In a wide-ranging interview with TippingTheScales.com, Cornblatt shares advice for applicants and lawyers-to-be (or JDs-to-be, at the very least), discusses the ebb and flow of the legal market, and shares his reaction to criticism that law schools are producing far too many lawyers.
What does the ideal law school candidate look like to you?
There are many factors that go into this, but I would certainly say the academic horsepower to be able to do the work, do the work well, and contribute to the community academically—basically, your academic record in conjunction with your LSATs. There’s a number component. That’s an important part, and obviously, the better you’ve done on that, the better it is for you. But that’s not the be all and end all. It’s just a starting point to help us see where you would, we think, fit academically in the class.
Then, it gets really interesting when all the other factors come into play. We’re looking for well-rounded people. We’re looking for people who are not too narrowly devoted to a narrow, narrow niche. We’re looking for people who’ve done a whole bunch of things. In that respect, we look at your resume and particularly any work you’ve done, either in the summers if you’re a college senior, or the work you’ve done after you graduated. We’re looking not so much for law-related things—although that’s sort of nice—but we’re looking for positions of responsibility, or roles that have asked a lot of you and where you performed well. The personal statement is also important: how you express yourself, what you have to say, a passion and commitment to something—whatever it may be.

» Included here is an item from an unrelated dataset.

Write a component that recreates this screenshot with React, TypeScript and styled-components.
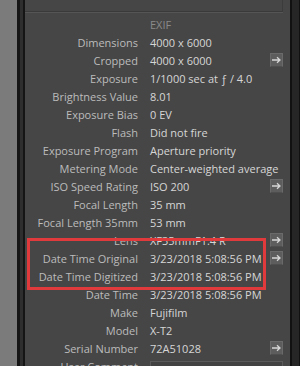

Obviously, if you score high on each of those things, that’s the ideal candidate. But for us, it’s a mix of all those things put together and just a general sense of whether the applicant is someone we want to invite to join our class.
Why is being a well-rounded candidate so important?
We think that to make a class—which is what we’re trying to do, to put together the best possible class—we’d like to have people who’ve experienced some things and have interests not just in one tiny little area. We feel that if you’ve got a room full of people like this, the conversation—for the faculty and for your other classmates—is more robust, more interesting, and more vital. It sort of helps everybody grow more during their three years at Georgetown.
Lately, have you been favoring applicants with more work experience? 
For this year’s entering class, almost 70% of our students have taken at least a year off before starting law school. When I started doing this 20 years ago, those numbers would’ve been the reverse. I don’t think we consciously favor that. First of all, I think we’re getting more and more students who’ve taken at least a year or two off. I think most schools are. I think students looking at the price tag of a legal education want to be very, very sure that this is what they want to do. That’s all for the good. I think I speak for everybody: That’s all for the good.
But it’s not like, “You have four years of work experience, you only have two, four is more than two, so we favor you.” It really depends on what you’ve done. We take plenty of college seniors, but we do believe at Georgetown that having more life experience—sort of being out in the world, even if it’s just for a year or two—will make you a better possible student, and probably a better candidate for a law-related job when you get out of here.
Also, because we’re in Washington, we get people who’ve worked here, who want to work here, who’ve taken some time off and then come to see us. So, maybe we’re more likely to have a slightly older student body.